Automated versus handheld breast ultrasound examinations of suspicious breast masses: methodological errors in the reliability analysis
Article information
I was interested to read the recently published article by Yun et al. in the July 2019 issue of Ultrasonography [1]. The purpose of the authors was to assess the reliability of automated breast ultrasound (ABUS) examinations of suspicious breast masses in comparison to handheld breast ultrasound (HHUS) with regard to Breast Imaging Reporting and Data System (BI-RADS) category assessment, and to investigate the factors affecting discrepancies in categorization. A total of 135 masses that were assessed as BI-RADS categories 4 and 5 on ABUS and underwent ultrasound-guided core needle biopsy from May 2017 to December 2017 were included in this study. The BIRADS categories were re-assessed using HHUS. Agreement of the BI-RADS categories was evaluated using kappa statistics, and the positive predictive value of each examination was calculated. They reported that the overall agreement between ABUS and HHUS in all cases was good (79.3%, kappa=0.61, P<0.001).
The authors concluded that the agreement between ABUS and HHUS examinations in the BI-RADS categorization of suspicious breast masses was good.
It is crucial to understand that for assessing the reliability of a qualitative variable, applying kappa statistics is not always appropriate. First, the use of kappa statistics depends on the prevalence in each category. Table 1 shows that in both situations (a) and (b), the prevalence of concordant cells is 90% and that of discordant cells is 10%; however, we get a different kappa value in each situation (0.44, interpreted as moderate, and 0.81, interpreted as very good, respectively). Second, whether it is appropriate to use kappa statistics also depends on the number of categories [2-7]. When a variable with more than two categories or an ordinal scale is used (with 3 or more ordered categories), then the weighted kappa would be a good choice (Table 2). Finally, another important flaw occurs when the two raters have unequal marginal distributions of their responses.

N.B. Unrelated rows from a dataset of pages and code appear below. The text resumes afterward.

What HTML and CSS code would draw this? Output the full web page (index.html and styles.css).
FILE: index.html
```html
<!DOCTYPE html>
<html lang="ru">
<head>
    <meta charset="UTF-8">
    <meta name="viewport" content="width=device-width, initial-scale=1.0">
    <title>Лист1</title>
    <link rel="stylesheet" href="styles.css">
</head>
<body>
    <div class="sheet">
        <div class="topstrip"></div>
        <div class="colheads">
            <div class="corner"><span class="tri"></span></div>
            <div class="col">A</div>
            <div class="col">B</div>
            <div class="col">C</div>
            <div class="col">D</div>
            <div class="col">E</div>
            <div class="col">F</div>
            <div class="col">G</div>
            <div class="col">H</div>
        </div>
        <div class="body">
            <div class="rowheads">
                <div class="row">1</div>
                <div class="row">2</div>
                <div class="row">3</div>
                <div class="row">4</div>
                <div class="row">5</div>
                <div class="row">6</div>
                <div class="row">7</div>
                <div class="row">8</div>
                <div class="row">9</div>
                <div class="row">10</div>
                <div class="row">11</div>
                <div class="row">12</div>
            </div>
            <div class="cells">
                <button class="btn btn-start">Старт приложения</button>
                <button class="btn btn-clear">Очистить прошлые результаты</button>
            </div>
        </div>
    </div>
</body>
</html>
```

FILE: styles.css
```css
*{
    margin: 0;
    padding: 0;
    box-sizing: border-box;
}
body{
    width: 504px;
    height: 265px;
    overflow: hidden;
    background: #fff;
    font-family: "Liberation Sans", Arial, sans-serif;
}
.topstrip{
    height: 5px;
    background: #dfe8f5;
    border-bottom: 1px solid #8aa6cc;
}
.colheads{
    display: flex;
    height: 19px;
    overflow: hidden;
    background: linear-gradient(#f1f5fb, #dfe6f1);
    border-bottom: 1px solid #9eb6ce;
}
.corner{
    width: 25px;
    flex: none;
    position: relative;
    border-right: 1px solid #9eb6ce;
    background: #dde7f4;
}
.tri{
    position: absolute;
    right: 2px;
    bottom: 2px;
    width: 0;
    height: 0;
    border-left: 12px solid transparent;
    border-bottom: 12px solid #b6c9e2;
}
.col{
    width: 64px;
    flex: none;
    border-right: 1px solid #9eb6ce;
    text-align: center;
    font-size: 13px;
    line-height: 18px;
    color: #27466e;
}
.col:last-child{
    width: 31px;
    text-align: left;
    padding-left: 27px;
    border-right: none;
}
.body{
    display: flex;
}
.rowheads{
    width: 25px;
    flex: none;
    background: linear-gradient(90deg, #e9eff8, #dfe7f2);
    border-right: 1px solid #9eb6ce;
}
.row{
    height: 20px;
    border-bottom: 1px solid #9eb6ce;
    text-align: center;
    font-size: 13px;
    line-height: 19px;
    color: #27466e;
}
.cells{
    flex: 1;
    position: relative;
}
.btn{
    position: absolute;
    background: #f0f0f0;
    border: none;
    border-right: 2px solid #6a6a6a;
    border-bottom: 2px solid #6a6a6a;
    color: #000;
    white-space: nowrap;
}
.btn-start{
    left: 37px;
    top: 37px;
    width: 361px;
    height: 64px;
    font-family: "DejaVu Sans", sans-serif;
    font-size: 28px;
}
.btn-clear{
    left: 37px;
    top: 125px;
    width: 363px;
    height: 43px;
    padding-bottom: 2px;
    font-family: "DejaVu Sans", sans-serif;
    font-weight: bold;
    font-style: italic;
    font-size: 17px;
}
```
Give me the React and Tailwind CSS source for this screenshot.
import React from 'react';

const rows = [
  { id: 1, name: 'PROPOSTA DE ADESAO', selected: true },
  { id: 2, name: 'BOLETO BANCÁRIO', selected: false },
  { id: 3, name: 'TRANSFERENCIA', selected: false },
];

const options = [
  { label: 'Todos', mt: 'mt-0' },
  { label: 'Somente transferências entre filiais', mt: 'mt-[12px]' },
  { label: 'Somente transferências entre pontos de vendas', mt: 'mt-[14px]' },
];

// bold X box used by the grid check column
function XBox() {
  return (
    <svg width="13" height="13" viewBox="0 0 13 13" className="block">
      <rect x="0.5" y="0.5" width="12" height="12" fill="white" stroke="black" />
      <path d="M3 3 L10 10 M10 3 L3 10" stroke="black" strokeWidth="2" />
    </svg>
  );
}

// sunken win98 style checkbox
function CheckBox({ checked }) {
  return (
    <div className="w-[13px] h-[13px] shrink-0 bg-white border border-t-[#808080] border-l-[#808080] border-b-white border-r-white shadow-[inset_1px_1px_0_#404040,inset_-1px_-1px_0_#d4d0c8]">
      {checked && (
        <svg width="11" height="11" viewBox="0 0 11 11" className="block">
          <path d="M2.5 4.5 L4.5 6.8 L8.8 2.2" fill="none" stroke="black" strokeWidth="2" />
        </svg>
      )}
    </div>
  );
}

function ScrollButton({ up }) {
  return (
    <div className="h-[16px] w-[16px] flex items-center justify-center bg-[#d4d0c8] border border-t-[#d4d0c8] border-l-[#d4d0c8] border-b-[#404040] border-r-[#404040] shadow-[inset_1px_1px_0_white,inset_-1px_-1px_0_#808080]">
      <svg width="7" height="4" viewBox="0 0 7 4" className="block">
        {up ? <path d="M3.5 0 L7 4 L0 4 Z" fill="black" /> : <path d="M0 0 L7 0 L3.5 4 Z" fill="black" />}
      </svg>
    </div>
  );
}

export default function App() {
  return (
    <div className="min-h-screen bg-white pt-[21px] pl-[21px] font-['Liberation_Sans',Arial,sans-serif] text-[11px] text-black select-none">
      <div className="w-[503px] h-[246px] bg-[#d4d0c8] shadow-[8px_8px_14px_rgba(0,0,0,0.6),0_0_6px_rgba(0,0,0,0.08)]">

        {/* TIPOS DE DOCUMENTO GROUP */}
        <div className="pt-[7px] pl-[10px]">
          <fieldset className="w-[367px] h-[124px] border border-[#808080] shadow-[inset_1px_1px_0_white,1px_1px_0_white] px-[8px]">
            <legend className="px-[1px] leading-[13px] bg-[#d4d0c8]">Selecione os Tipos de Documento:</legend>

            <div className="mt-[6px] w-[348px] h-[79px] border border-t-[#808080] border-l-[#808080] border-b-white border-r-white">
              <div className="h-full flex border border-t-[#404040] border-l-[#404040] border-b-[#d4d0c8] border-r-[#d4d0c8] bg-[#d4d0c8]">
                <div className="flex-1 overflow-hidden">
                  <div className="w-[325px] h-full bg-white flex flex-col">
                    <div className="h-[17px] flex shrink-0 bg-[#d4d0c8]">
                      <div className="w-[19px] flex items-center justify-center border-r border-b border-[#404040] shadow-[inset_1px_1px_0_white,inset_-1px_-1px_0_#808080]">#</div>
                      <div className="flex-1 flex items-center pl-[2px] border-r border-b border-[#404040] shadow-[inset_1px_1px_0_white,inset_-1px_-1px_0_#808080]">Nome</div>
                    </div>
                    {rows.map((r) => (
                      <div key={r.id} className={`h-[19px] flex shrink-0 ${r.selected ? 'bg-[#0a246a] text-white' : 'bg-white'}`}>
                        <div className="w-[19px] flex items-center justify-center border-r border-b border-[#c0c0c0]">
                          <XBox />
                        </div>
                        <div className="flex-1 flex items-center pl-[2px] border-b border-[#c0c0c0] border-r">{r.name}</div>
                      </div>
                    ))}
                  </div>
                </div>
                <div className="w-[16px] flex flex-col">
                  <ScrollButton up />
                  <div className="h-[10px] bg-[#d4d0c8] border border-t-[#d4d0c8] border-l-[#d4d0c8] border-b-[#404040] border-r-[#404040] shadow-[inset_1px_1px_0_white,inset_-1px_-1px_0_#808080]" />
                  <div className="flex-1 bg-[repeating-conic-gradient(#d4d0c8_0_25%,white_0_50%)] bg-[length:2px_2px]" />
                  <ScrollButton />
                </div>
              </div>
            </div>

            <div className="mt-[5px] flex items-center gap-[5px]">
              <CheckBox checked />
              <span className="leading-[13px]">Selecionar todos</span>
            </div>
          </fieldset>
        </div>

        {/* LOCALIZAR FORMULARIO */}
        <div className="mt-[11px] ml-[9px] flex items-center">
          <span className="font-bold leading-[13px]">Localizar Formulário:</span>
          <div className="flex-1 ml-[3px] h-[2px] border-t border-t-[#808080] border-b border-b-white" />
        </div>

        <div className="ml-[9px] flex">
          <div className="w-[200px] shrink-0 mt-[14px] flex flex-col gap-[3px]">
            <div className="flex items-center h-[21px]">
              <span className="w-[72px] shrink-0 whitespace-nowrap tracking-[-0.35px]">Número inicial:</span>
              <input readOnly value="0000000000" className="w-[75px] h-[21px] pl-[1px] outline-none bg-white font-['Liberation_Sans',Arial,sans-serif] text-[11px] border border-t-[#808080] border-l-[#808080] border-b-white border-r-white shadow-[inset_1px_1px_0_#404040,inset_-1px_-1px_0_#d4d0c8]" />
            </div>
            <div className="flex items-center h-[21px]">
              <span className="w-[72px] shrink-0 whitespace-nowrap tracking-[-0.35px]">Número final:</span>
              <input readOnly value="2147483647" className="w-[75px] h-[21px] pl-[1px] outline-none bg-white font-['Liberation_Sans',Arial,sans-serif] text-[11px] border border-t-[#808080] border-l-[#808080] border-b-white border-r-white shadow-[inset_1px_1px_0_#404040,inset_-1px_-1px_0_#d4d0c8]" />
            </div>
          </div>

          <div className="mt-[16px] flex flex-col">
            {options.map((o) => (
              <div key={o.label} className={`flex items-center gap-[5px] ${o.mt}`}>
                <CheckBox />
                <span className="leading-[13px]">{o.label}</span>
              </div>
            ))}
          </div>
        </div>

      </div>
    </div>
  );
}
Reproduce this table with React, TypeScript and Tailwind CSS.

It is vitally important to recognize that reliability (precision, repeatability) and validity (accuracy) are completely different methodological issues. Positive predictive value is an estimate used to assess validity and has nothing to do with reliability. Other well-known estimates are sensitivity, specificity, negative predictive value, the positive likelihood ratio (ranging from 1 to infinity; the higher the positive likelihood ratio, the more accurate the test), and the negative likelihood ratio (ranging from 0 to 1; the lower the negative likelihood ratio, the more accurate the test) [8-10].
In this letter, I discussed some important limitations of applying kappa statistics to assess reliability. Any conclusion regarding reliability needs to be supported in light of the methodological and statistical issues mentioned above. Otherwise, misinterpretations are inevitable.
Notes
No potential conflict of interest relevant to this article was reported.